Eine werdende Mutter in den Fokus zu nehmen, die diese Rolle bis zum Schluss ablehnt, ist ein Tabuthema. Dabei ist es kein Hass, den sie dem Baby entgegenbringt, denn sonst wäre ihre Kreation des Ninjababys nicht so herzzerreißend hilflos und anrührend. Rakel hat die Mutterrolle für sich einfach „nicht auf der Liste“, wie sie sagt. Es ist ungewöhnlich, dass wir einen solchen Lebensentwurf kennenlernen, ohne ihn zu verurteilen. Die Schwangere macht sich trotzdem ganz verantwortungsvoll Gedanken, was aus dem Kind werden soll. Deshalb nimmt sie zum Beispiel unerkannt an einem Treffen für zukünftige Adoptiveltern teil und stellt mit Entsetzen fest, dass diese furchtbar unsympathisch sind und im Grunde alle Nazis, weil sie weiße, norwegische Kinder wollen.
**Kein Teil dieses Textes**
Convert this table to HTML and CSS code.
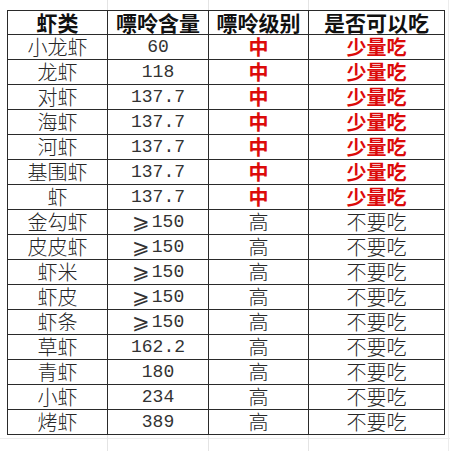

Eine witzig-entlarvende Szene, die für Rakel jedoch in Verzweiflung endet, da ihr immer weniger eine gute Lösung für ihr Baby einfällt.

Regisseurin Yngvild Sve Flikke hat sich die Autorin der zugrundeliegenden Graphic Novel „Fallteknikk‟ Inga Sætre zur Realisierung der gescribbelten Animationen ins Team geholt. Die Comicanteile geben dem Film den einzigartigen Look und sorgen in einer genial geglückten Kombination von Animation und Live Action für den richtigen Rhythmus, wodurch über weite Strecken ein sinnlicher Film entstand. Wenn Rakel ihren Schwarm Mos trifft, sieht man nicht nur optisch kleine Funken aus ihrer Brust emporsprühen, sondern hört das Knistern auch auf der Tonspur. Schauspielerin Kristine Kujath Thorp ist ein Glücksfall für die Rolle, spielt sie ihre Verzweiflung doch gleichzeitig mit Wut und Trauer über ihre Unfähigkeit, eine verantwortungsvolle Frau und werdende Mutter zu sein. Ihre Veränderung durch die Schwangerschaft verfolgen wir mit Spannung. Diese ist allerdings anders als zunächst vermutet.

Katrin Hoffmann

© Motlys
14+
Spielfilm

Ninjababy - Norwegen 2021, Regie: Yngvild Sve Flikke, Festivalstart: 01.03.2021, FSK: keine FSK-Prüfung, Empfehlung: ab 14 Jahren, Laufzeit: 103 Min. Buch: Johan Fasting, Inga Sætre, nach der Graphic Novel „Fallteknikk“ von Inga Sætre. Kamera: Marianne Bakke. Musik: Kåre Chr. Vestrheim. Schnitt: Karen Gravås. Produktion: Motlys. Verleih: offen. Darsteller*innen: Kristine Kujath Thorp (Rakel), Arthur Berning (Dick Jesus), Nader Khademi (Mos), Tora Dietrichson (Ingrid), Herman Tømmeraas (Stimme Ninjababy) u. a.